Your objective => Repeat the listing exactly as given, omitting every image.

Available data =>
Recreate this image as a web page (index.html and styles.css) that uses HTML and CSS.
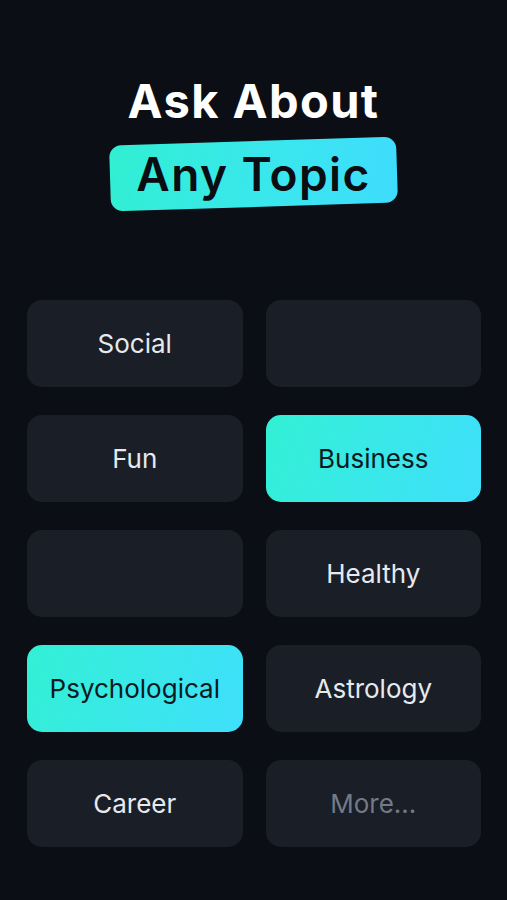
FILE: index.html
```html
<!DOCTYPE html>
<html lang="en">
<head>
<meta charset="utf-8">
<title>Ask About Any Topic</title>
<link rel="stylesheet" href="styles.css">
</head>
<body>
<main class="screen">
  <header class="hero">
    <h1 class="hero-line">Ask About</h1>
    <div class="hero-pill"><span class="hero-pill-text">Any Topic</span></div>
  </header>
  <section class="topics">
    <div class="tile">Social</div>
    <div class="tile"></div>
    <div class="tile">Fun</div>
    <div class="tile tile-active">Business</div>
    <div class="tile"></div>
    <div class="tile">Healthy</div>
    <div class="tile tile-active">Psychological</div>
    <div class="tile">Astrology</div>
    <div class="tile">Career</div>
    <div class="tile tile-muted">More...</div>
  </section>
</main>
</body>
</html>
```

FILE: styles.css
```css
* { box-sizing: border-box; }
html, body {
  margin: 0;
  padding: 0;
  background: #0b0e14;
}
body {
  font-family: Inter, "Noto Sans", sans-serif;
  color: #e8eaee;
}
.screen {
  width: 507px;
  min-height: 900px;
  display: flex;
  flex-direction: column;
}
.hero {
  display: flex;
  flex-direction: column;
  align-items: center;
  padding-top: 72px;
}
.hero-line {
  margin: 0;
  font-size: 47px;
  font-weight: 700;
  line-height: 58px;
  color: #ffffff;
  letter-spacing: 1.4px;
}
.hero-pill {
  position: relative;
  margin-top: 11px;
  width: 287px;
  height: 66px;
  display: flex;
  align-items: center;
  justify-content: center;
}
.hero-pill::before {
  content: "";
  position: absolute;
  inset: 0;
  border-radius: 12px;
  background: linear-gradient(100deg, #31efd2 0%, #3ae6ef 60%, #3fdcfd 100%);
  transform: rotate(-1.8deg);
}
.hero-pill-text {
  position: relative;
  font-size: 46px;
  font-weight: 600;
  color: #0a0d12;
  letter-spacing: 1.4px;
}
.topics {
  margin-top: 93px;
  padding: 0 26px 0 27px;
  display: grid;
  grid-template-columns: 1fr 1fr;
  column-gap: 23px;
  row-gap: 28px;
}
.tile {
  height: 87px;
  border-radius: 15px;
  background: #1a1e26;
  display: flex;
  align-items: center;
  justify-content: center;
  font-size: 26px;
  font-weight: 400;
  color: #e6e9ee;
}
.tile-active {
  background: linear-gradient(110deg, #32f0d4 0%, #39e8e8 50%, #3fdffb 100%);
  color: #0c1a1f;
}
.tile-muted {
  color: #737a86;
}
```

Task solution =>
Recreate this image as a web page (index.html and styles.css) that uses HTML and CSS.
FILE: index.html
```html
<!DOCTYPE html>
<html lang="en">
<head>
<meta charset="utf-8">
<title>Ask About Any Topic</title>
<link rel="stylesheet" href="styles.css">
</head>
<body>
<main class="screen">
  <header class="hero">
    <h1 class="hero-line">Ask About</h1>
    <div class="hero-pill"><span class="hero-pill-text">Any Topic</span></div>
  </header>
  <section class="topics">
    <div class="tile">Social</div>
    <div class="tile"></div>
    <div class="tile">Fun</div>
    <div class="tile tile-active">Business</div>
    <div class="tile"></div>
    <div class="tile">Healthy</div>
    <div class="tile tile-active">Psychological</div>
    <div class="tile">Astrology</div>
    <div class="tile">Career</div>
    <div class="tile tile-muted">More...</div>
  </section>
</main>
</body>
</html>
```

FILE: styles.css
```css
* { box-sizing: border-box; }
html, body {
  margin: 0;
  padding: 0;
  background: #0b0e14;
}
body {
  font-family: Inter, "Noto Sans", sans-serif;
  color: #e8eaee;
}
.screen {
  width: 507px;
  min-height: 900px;
  display: flex;
  flex-direction: column;
}
.hero {
  display: flex;
  flex-direction: column;
  align-items: center;
  padding-top: 72px;
}
.hero-line {
  margin: 0;
  font-size: 47px;
  font-weight: 700;
  line-height: 58px;
  color: #ffffff;
  letter-spacing: 1.4px;
}
.hero-pill {
  position: relative;
  margin-top: 11px;
  width: 287px;
  height: 66px;
  display: flex;
  align-items: center;
  justify-content: center;
}
.hero-pill::before {
  content: "";
  position: absolute;
  inset: 0;
  border-radius: 12px;
  background: linear-gradient(100deg, #31efd2 0%, #3ae6ef 60%, #3fdcfd 100%);
  transform: rotate(-1.8deg);
}
.hero-pill-text {
  position: relative;
  font-size: 46px;
  font-weight: 600;
  color: #0a0d12;
  letter-spacing: 1.4px;
}
.topics {
  margin-top: 93px;
  padding: 0 26px 0 27px;
  display: grid;
  grid-template-columns: 1fr 1fr;
  column-gap: 23px;
  row-gap: 28px;
}
.tile {
  height: 87px;
  border-radius: 15px;
  background: #1a1e26;
  display: flex;
  align-items: center;
  justify-content: center;
  font-size: 26px;
  font-weight: 400;
  color: #e6e9ee;
}
.tile-active {
  background: linear-gradient(110deg, #32f0d4 0%, #39e8e8 50%, #3fdffb 100%);
  color: #0c1a1f;
}
.tile-muted {
  color: #737a86;
}
```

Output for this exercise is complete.